Your brand’s most loyal fans are valueless if you aren’t using them to reach new audiences.
Having them around might make you feel warm and fuzzy, but in terms of growth, they’re a load of zeros. Why? Because they’re what content marketers call your first circle – people that your brand has so thoroughly captured that you cannot expect them to increase their purchasing or engagement any further. They’re lovely people, and were, perhaps, some of your first customers, but from a marketing perspective, it’s time to move on.
Move on to where, though?
Circles two and three.
The good news about circle two is that, through circle one, you’ve already engaged with most of them. This is because circle two consists largely of people who interact with circle one. They’re the friends, family and co-workers of your first circle, but unlike circle one, they aren’t customers. At least not yet.
In order to connect with circle two, you have to keep circle one happy.
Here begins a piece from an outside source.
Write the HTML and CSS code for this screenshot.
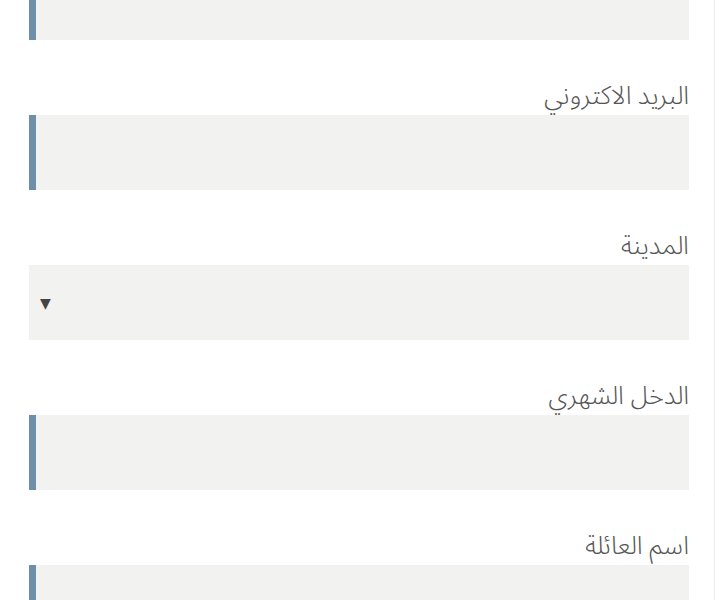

The righteous anger of a scorned first circler can turn their entire social network off your brand. In addition to pleasing circle one, you must also create content that appeals to brand outsiders, such as those in circle two. Circle one, out of loyalty, will push this content to circle two, even though it’s not particularly relevant to circle one themselves.
As long as your first circle remains loyal, it’s virtually certain that circle two will see your content. They might even become customers, but this is not necessarily a given as they have already been exposed to your brand through the first circle and if they were going to buy, they would likely have done so already. However, they are the primary route to the all-important third circle.
The third circle consists of potential customers who have never been exposed to your content. They are not subscribed to any of your social media outlets and can only be reached through the second circle. Put another way, they are the social connections (family, co-workers, etc.) of circle two. Once again, content that appeals to outsiders is required if circle two is to be counted on to spread the word. The majority of new customers that your content marketing generates will come from the third circle.
In light of this, a good content marketer will provide their audience with two types of content. The first type tightens the bonds between your brand and the first circle; the second targets those who have not yet bought your product and may have very little industry knowledge.
For the first type, good content should explore the deeper features of your product, acting almost as a form of customer service or training. For the second type, your content should explain not only your product but also the industry in which it exists. This content is for people who know they have a need, but aren’t sure what that need is, let alone how it should be filled.